Will pense à sa fille, Wendy.
Il se lève le matin, erre dans son appart’, s’envoie distraitement un café… et pense à sa fille, Wendy.
A son pull rouge, que sa mère détestait mais que, elle, aimait tant.
Il sort de chez lui, part pour le boulot, et trace sa route machinalement… en pensant à sa fille, Wendy.
Wendy et son vieux pull rouge… Wendy qui a disparu il y a maintenant 10 ans.

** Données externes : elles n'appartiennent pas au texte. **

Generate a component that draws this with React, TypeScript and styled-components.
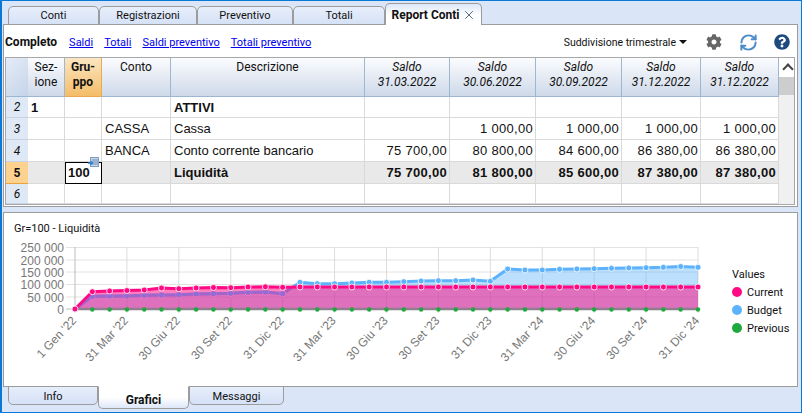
import React from 'react';
import styled, { createGlobalStyle } from 'styled-components';
import { FaCog, FaQuestionCircle } from 'react-icons/fa';
import { RefreshCw, X } from 'lucide-react';

const UI_FONT = 'Roboto, "Noto Sans", sans-serif';
const COLUMNS = '22px 37px 37px 69px 194px 85px 86px 86px 79px 78px';
const ROWS = '39px 21px 22px 22px 22px 20px';

const topTabs = [
  { label: 'Conti', width: 91 },
  { label: 'Registrazioni', width: 98 },
  { label: 'Preventivo', width: 96 },
  { label: 'Totali', width: 92 },
];

const bottomTabs = [
  { label: 'Info', width: 90, active: false },
  { label: 'Grafici', width: 91, active: true },
  { label: 'Messaggi', width: 95, active: false },
];

const links = ['Saldi', 'Totali', 'Saldi preventivo', 'Totali preventivo'];

const headers = [
  { top: 'Sez-', bottom: 'ione' },
  { top: 'Gru-', bottom: 'ppo', selected: true },
  { top: 'Conto', bottom: '' },
  { top: 'Descrizione', bottom: '' },
  { top: 'Saldo', bottom: '31.03.2022', italic: true },
  { top: 'Saldo', bottom: '30.06.2022', italic: true },
  { top: 'Saldo', bottom: '30.09.2022', italic: true },
  { top: 'Saldo', bottom: '31.12.2022', italic: true },
  { top: 'Saldo', bottom: '31.12.2022', italic: true },
];

const rows = [
  { num: '2', cells: ['1', '', '', 'ATTIVI', '', '', '', '', ''], strong: false, heading: true },
  { num: '3', cells: ['', '', 'CASSA', 'Cassa', '', '1 000,00', '1 000,00', '1 000,00', '1 000,00'] },
  { num: '4', cells: ['', '', 'BANCA', 'Conto corrente bancario', '75 700,00', '80 800,00', '84 600,00', '86 380,00', '86 380,00'] },
  { num: '5', cells: ['', '100', '', 'Liquidità', '75 700,00', '81 800,00', '85 600,00', '87 380,00', '87 380,00'], strong: true },
  { num: '6', cells: ['', '', '', '', '', '', '', '', ''] },
];

// chart data, in pixels of the page
const X0 = 75;
const STEP = 623 / 36;
const BASE = 309;
const currentY = [
  309, 291.7, 291, 290.5, 290, 288, 288.7, 288, 287.5, 287.7, 287, 286.8, 287.3, 287,
  287, 287, 287, 287, 287, 287, 287, 287, 287, 287, 287, 287, 287, 287, 287, 287, 287,
  287, 287, 287, 287, 287, 287,
];
const budgetY = [
  309, 296.3, 296, 296, 295.3, 295, 294.7, 294, 293.7, 293.3, 292.3, 292, 293.7, 282.3,
  283.7, 283.7, 283, 282.3, 282.3, 281.7, 281, 280.7, 280.7, 280, 281.3, 269, 270, 270,
  269.3, 269, 268.7, 268.3, 268, 267.7, 267.3, 266.5, 267.3,
];
const xAt = (i: number) => X0 + i * STEP;
const linePoints = (ys: number[]) => ys.map((y, i) => `${xAt(i).toFixed(1)},${y}`).join(' ');
const areaPoints = (ys: number[]) => `${X0},${BASE} ${linePoints(ys)} ${xAt(36).toFixed(1)},${BASE}`;

const yTicks = [
  { label: '250 000', y: 247.5 },
  { label: '200 000', y: 260 },
  { label: '150 000', y: 272 },
  { label: '100 000', y: 284.5 },
  { label: '50 000', y: 297 },
  { label: '0', y: 309 },
];

const xTicks = [
  { label: "1 Gen '22", i: 0 },
  { label: "31 Mar '22", i: 3 },
  { label: "30 Giu '22", i: 6 },
  { label: "30 Set '22", i: 9 },
  { label: "31 Dic '22", i: 12 },
  { label: "31 Mar '23", i: 15 },
  { label: "30 Giu '23", i: 18 },
  { label: "30 Set '23", i: 21 },
  { label: "31 Dic '23", i: 24 },
  { label: "31 Mar '24", i: 27 },
  { label: "30 Giu '24", i: 30 },
  { label: "30 Set '24", i: 33 },
  { label: "31 Dic '24", i: 36 },
];

const legend = [
  { label: 'Current', color: '#ff0a84' },
  { label: 'Budget', color: '#5cb2fb' },
  { label: 'Previous', color: '#1fa83e' },
];

const LineChart: React.FC = () => (
  <svg width={724} height={150} viewBox="4 237 724 150" style={{ display: 'block', flex: 'none' }}>
    {yTicks.map((t) => (
      <g key={t.label}>
        <line x1={66} x2={698} y1={t.y} y2={t.y} stroke={t.y === 309 ? '#bbb' : '#e2e2e2'} />
        <text x={64} y={t.y + 4.5} textAnchor="end" fontSize={12} fill="#777" fontFamily="Liberation Sans, sans-serif">
          {t.label}
        </text>
      </g>
    ))}
    {xTicks.map((t) => (
      <g key={t.label}>
        <line x1={xAt(t.i)} x2={xAt(t.i)} y1={247} y2={313} stroke={t.i === 0 ? '#bdbdbd' : '#dcdcdc'} />
        <text
          x={xAt(t.i) + 2}
          y={321}
          textAnchor="end"
          fontSize={12}
          fill="#777"
          fontFamily="Liberation Sans, sans-serif"
          transform={`rotate(-47 ${xAt(t.i) + 2} 321)`}
        >
          {t.label}
        </text>
      </g>
    ))}
    <polygon points={areaPoints(budgetY)} fill="#5cb2fb" fillOpacity={0.42} />
    <polyline points={linePoints(budgetY)} fill="none" stroke="#5cb2fb" strokeWidth={3} />
    {budgetY.map((y, i) => (
      <circle key={i} cx={xAt(i)} cy={y} r={3} fill="#5cb2fb" stroke="#fff" strokeWidth={0.8} />
    ))}
    <polygon points={areaPoints(currentY)} fill="#ff0a84" fillOpacity={0.52} />
    {/* budget stays violet where it runs under the current area */}
    <polyline points={linePoints(budgetY.slice(0, 13))} fill="none" stroke="#8f6fd8" strokeOpacity={0.6} strokeWidth={3} />
    {budgetY.slice(0, 13).map((y, i) => (
      <circle key={i} cx={xAt(i)} cy={y} r={2.6} fill="#8f6fd8" fillOpacity={0.7} />
    ))}
    <line x1={X0} x2={xAt(36)} y1={BASE} y2={BASE} stroke="#8f7f8c" strokeWidth={2.5} />
    {currentY.map((_, i) => (
      <circle key={i} cx={xAt(i)} cy={BASE + 0.5} r={2.2} fill="#1fa83e" />
    ))}
    <polyline points={linePoints(currentY)} fill="none" stroke="#ff0a84" strokeWidth={3} />
    {currentY.map((y, i) => (
      <circle key={i} cx={xAt(i)} cy={y} r={3} fill="#ff0a84" stroke="#fff" strokeWidth={0.8} />
    ))}
  </svg>
);

const NoteIcon: React.FC = () => (
  <svg width={11} height={11} viewBox="0 0 11 11">
    <rect x={2.5} y={0.5} width={8} height={9} fill="#c5d4e8" stroke="#7f9fc4" />
    <path d="M4 3h6M4 5h6M4 7h6" stroke="#6f90b8" />
    <path d="M0 6h4M2.5 4.2 4.5 6 2.5 7.8" fill="none" stroke="#2f7fd0" strokeWidth={1.4} />
  </svg>
);

const App: React.FC = () => {
  return (
    <Window>
      <GlobalStyle />
      <TabStrip>
        {topTabs.map(({ label, width }) => (
          <TopTab key={label} $width={width}>
            {label}
          </TopTab>
        ))}
        <ActiveTopTab>
          Report Conti
          <X size={14} strokeWidth={1.5} color="#44566e" />
        </ActiveTopTab>
      </TabStrip>

      <MainPanel>
        <Toolbar>
          <ToolbarTitle>Completo</ToolbarTitle>
          {links.map((link) => (
            <ToolbarLink key={link} href="#">
              {link}
            </ToolbarLink>
          ))}
          <Spacer />
          <Dropdown>
            Suddivisione trimestrale
            <Caret />
          </Dropdown>
          <ToolIcons>
            <FaCog size={16} color="#666" />
            <RefreshIcon size={19} strokeWidth={2.5} color="#4a8cc8" />
            <FaQuestionCircle size={16} color="#1c4a7e" />
          </ToolIcons>
        </Toolbar>

        <TableFrame>
          <Grid>
            <CornerCell />
            {headers.map((h, i) => (
              <HeaderCell key={i} $selected={h.selected} $italic={h.italic}>
                <span>{h.top}</span>
                {h.bottom && <span>{h.bottom}</span>}
              </HeaderCell>
            ))}
            {rows.map((row) => (
              <React.Fragment key={row.num}>
                <RowNumber $selected={row.strong}>{row.num}</RowNumber>
                {row.cells.map((cell, i) => (
                  <Cell
                    key={i}
                    $right={i >= 4}
                    $strong={row.strong || row.heading}
                    $shaded={row.strong}
                    $active={row.strong && i === 1}
                  >
                    {cell}
                    {row.strong && i === 1 && (
                      <NoteBadge>
                        <NoteIcon />
                      </NoteBadge>
                    )}
                  </Cell>
                ))}
              </React.Fragment>
            ))}
          </Grid>
          <Scrollbar>
            <ScrollArrow />
            <ScrollThumb />
          </Scrollbar>
        </TableFrame>
      </MainPanel>

      <ChartPanel>
        <ChartTitle>Gr=100 - Liquidità</ChartTitle>
        <ChartBody>
          <LineChart />
          <Legend>
            <LegendTitle>Values</LegendTitle>
            {legend.map(({ label, color }) => (
              <LegendItem key={label}>
                <LegendDot $color={color} />
                {label}
              </LegendItem>
            ))}
          </Legend>
        </ChartBody>
      </ChartPanel>

      <BottomTabs>
        {bottomTabs.map(({ label, width, active }) => (
          <BottomTab key={label} $width={width} $active={active}>
            {label}
          </BottomTab>
        ))}
      </BottomTabs>
    </Window>
  );
};

const GlobalStyle = createGlobalStyle`
  html, body {
    margin: 0;
    padding: 0;
  }
  * {
    box-sizing: border-box;
  }
`;

const Window = styled.div`
  width: 802px;
  height: 413px;
  display: flex;
  flex-direction: column;
  overflow: hidden;
  padding: 0 3px 0 1px;
  background: #dae5f8;
  border: solid #0a78d7;
  border-width: 1px 1px 1px 2px;
  font-family: ${UI_FONT};
  font-size: 11px;
  color: #111;
`;

const TabStrip = styled.div`
  height: 24px;
  flex: none;
  display: flex;
  align-items: flex-end;
  padding-left: 5px;
  margin-bottom: -1px;
  position: relative;
  z-index: 1;
`;

const TopTab = styled.div<{ $width: number }>`
  width: ${({ $width }) => $width}px;
  height: 19px;
  text-align: center;
  line-height: 18px;
  background: linear-gradient(#e8effb, #d5e1f6);
  border: 1px solid #9c9c9c;
  border-radius: 5px 5px 0 0;
`;

const ActiveTopTab = styled.div`
  width: 97px;
  height: 22px;
  display: flex;
  align-items: center;
  justify-content: center;
  gap: 2px;
  font-size: 12px;
  font-weight: 700;
  background: linear-gradient(#dde7f8, #fff 55%);
  border: 1px solid #9c9c9c;
  border-bottom: none;
  border-radius: 5px 5px 0 0;
`;

const MainPanel = styled.div`
  height: 183px;
  flex: none;
  display: flex;
  flex-direction: column;
  background: #fff;
  border: 1px solid #9c9c9c;
  padding: 0 1px 1px 1px;
`;

const Toolbar = styled.div`
  height: 32px;
  flex: none;
  display: flex;
  align-items: center;
  gap: 11px;
  padding: 2px 6px 0 0;
`;

const ToolbarTitle = styled.span`
  font-size: 12px;
  font-weight: 700;
  margin-right: 1px;
`;

const ToolbarLink = styled.a`
  color: #0000ee;
  text-decoration: underline;
`;

const Spacer = styled.div`
  flex: 1;
`;

const Dropdown = styled.div`
  display: flex;
  align-items: center;
  gap: 3px;
  font-size: 10.5px;
`;

const Caret = styled.span`
  width: 0;
  height: 0;
  border: 4px solid transparent;
  border-top: 4px solid #111;
  border-bottom: none;
`;

const ToolIcons = styled.div`
  display: flex;
  align-items: center;
  gap: 18px;
  margin-left: 8px;
`;

const RefreshIcon = styled(RefreshCw)`
  margin: 0 -1.5px;
`;

const TableFrame = styled.div`
  flex: 1;
  display: flex;
  border: 1px solid #a8a8a8;
  margin-right: 1px;
  overflow: hidden;
`;

const Grid = styled.div`
  display: grid;
  grid-template-columns: ${COLUMNS};
  grid-template-rows: ${ROWS};
  flex: none;
`;

const CornerCell = styled.div`
  background: linear-gradient(135deg, #e4ecf8, #c6d4e8);
  border-bottom: 1px solid #9db6d1;
`;

const HeaderCell = styled.div<{ $selected?: boolean; $italic?: boolean }>`
  display: flex;
  flex-direction: column;
  align-items: center;
  padding-top: 2px;
  line-height: 15px;
  font-size: 12px;
  font-style: ${({ $italic }) => ($italic ? 'italic' : 'normal')};
  font-weight: ${({ $selected }) => ($selected ? 700 : 400)};
  background: ${({ $selected }) =>
    $selected ? 'linear-gradient(#fbe6c2, #f4bd68)' : 'linear-gradient(#fbfcfe, #ced9e9)'};
  border-right: 1px solid ${({ $selected }) => ($selected ? '#eda94e' : '#9db6d1')};
  border-bottom: 1px solid ${({ $selected }) => ($selected ? '#eda94e' : '#9db6d1')};
`;

const RowNumber = styled.div<{ $selected?: boolean }>`
  display: flex;
  align-items: center;
  justify-content: center;
  font-size: 12px;
  font-style: ${({ $selected }) => ($selected ? 'normal' : 'italic')};
  font-weight: ${({ $selected }) => ($selected ? 700 : 400)};
  background: ${({ $selected }) => ($selected ? '#fdd28f' : '#dfe8f5')};
  border-bottom: 1px solid ${({ $selected }) => ($selected ? '#ee9f3e' : '#c3d2e6')};
`;

const Cell = styled.div<{ $right?: boolean; $strong?: boolean; $shaded?: boolean; $active?: boolean }>`
  position: relative;
  display: flex;
  align-items: center;
  justify-content: ${({ $right }) => ($right ? 'flex-end' : 'flex-start')};
  padding: 0 2px 0 3px;
  white-space: nowrap;
  font-family: "Liberation Sans", sans-serif;
  font-size: 13px;
  letter-spacing: ${({ $right }) => ($right ? '0.3px' : '0')};
  font-weight: ${({ $strong }) => ($strong ? 700 : 400)};
  background: ${({ $shaded, $active }) => ($active ? '#fff' : $shaded ? '#e9e9e9' : '#fff')};
  border-right: 1px solid ${({ $active }) => ($active ? '#000' : '#d9d9d9')};
  border-bottom: 1px solid ${({ $active }) => ($active ? '#000' : '#d9d9d9')};
  ${({ $active }) => $active && 'outline: 1px solid #000; outline-offset: -1px;'}
`;

const NoteBadge = styled.span`
  position: absolute;
  top: -5px;
  right: 2px;
  line-height: 0;
`;

const Scrollbar = styled.div`
  flex: 1;
  display: flex;
  flex-direction: column;
  background: #f0f0f0;
`;

const ScrollArrow = styled.div`
  height: 19px;
  background: #fff;
  position: relative;
  &::after {
    content: '';
    position: absolute;
    left: 5px;
    top: 7px;
    width: 6px;
    height: 6px;
    border: solid #444;
    border-width: 2px 0 0 2px;
    transform: rotate(45deg);
  }
`;

const ScrollThumb = styled.div`
  height: 18px;
  background: #cdcdcd;
`;

const ChartPanel = styled.div`
  height: 175px;
  flex: none;
  margin-top: 5px;
  display: flex;
  flex-direction: column;
  background: #fff;
  border: 1px solid #9c9c9c;
`;

const ChartTitle = styled.div`
  height: 24px;
  flex: none;
  padding: 8px 0 0 10px;
  line-height: 15px;
`;

const ChartBody = styled.div`
  flex: 1;
  display: flex;
  min-height: 0;
`;

const Legend = styled.div`
  display: flex;
  flex-direction: column;
  padding-top: 30px;
  margin-left: 4px;
`;

const LegendTitle = styled.div`
  height: 16px;
  line-height: 16px;
`;

const LegendItem = styled.div`
  height: 18px;
  display: flex;
  align-items: center;
  gap: 5px;
`;

const LegendDot = styled.span<{ $color: string }>`
  width: 10px;
  height: 10px;
  border-radius: 50%;
  background: ${({ $color }) => $color};
`;

const BottomTabs = styled.div`
  flex: 1;
  display: flex;
  align-items: flex-start;
  padding-left: 5px;
  margin-top: -1px;
`;

const BottomTab = styled.div<{ $width: number; $active: boolean }>`
  width: ${({ $width }) => $width}px;
  height: ${({ $active }) => ($active ? '23px' : '19px')};
  text-align: center;
  line-height: ${({ $active }) => ($active ? '26px' : '19px')};
  font-size: ${({ $active }) => ($active ? '12px' : '11px')};
  font-weight: ${({ $active }) => ($active ? 700 : 400)};
  background: ${({ $active }) =>
    $active ? 'linear-gradient(#fff 50%, #dde7f8)' : 'linear-gradient(#e6eefb, #d5e1f6)'};
  border: 1px solid #9c9c9c;
  border-top-color: ${({ $active }) => ($active ? '#fff' : '#9c9c9c')};
  border-radius: 0 0 5px 5px;
`;

export default App;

Il croise ses collègues, rejette leur proposition d’aller boire un coup ensemble, et se met au travail, sans conviction… ses pensées s’envolant systématiquement vers sa fille, Wendy.
Wendy et son vieux pull rouge… Wendy qui a disparu il y a maintenant 10 ans… Wendy qui accapare toutes ses pensées depuis…
Il rentre chez lui, récupère son courrier sans vraiment y prêter attention, croise sa voisine sans vraiment lui échanger un regard, et se couche sans même penser à manger… trop occupé à penser à sa fille, Wendy.
Wendy et son vieux pull rouge… Wendy qui a disparu il y a maintenant 10 ans… Wendy qui accapare toutes ses pensées depuis… Wendy qui aimait tant les labyrinthes.
Il rêve… il rêve de Wendy… Wendy et son vieux pull rouge… Wendy qui a disparu il y a maintenant 10 ans… Wendy qui accapare toutes ses pensées depuis… Wendy qui aimait tant les labyrinthes… Wendy qui enfermée dans un labyrinthe ?!
Il est réveillé par son téléphone : au bout du fil, Wendy ! Wendy qui pleure, Wendy qui est enfermée dans un labyrinthe, Wendy qui le supplie de venir la chercher…!
Rêve ou réalité, Will ne le sait, mais il est sûr d’une chose : s’il subsiste la moindre chance qu’il revoit Wendy, alors il fera tout pour la retrouver !
Après nous avoir si délicieusement paumés dans la psyché multiple et tordue de Moon Knight lors de son mémorable run chez Marvel, le brillantissime Jeff Lemire revient à nouveau nous retourner les méninges avec son Labyrinthe Inachevé, alternant constamment entre rêve et réalité, cauchemar et folie, s’amusant à ne jamais nous indiquer lorsque le ténu fil (d’Ariane) entre les mondes parallèles sera ou non franchi. Seulement, les capes héroïques et les humains extraordinaires cèderont ici leur place aux vieux pulls rouges et aux humains extra-ordinaires pour un récit beaucoup plus humain, intime et touchant, traitant de la maladie, de la perte d’un enfant et de l’extrême difficulté du deuil qui s’ensuit.
Un récit aussi obsédant que bouleversant pour lequel Jeff Lemire reprend les pinceaux et pousse un cran au-dessus son style si particulier, son trait fin étant comme lâché sur le papier de manière frénétique et obsessionnelle, recouvert d’épais coups de pinceaux sombres et profonds qui viennent fouetter la page… et nos rétines. Notons également un malin travail sur les couleurs, alternant un lavis grisâtre et délavé pour dépeindre la morne vie que mène Will depuis la disparition de sa fille, et les aquarelles lumineuses et colorées qui réapparaissent comme par magie dès qu’il se plonge dans les souvenirs qui lui restent d’elle.
Un nouveau livre poignant et captivant par un Jeff Lemire qui confirme encore et toujours qu’il est sans conteste l’un des grands auteurs de sa génération.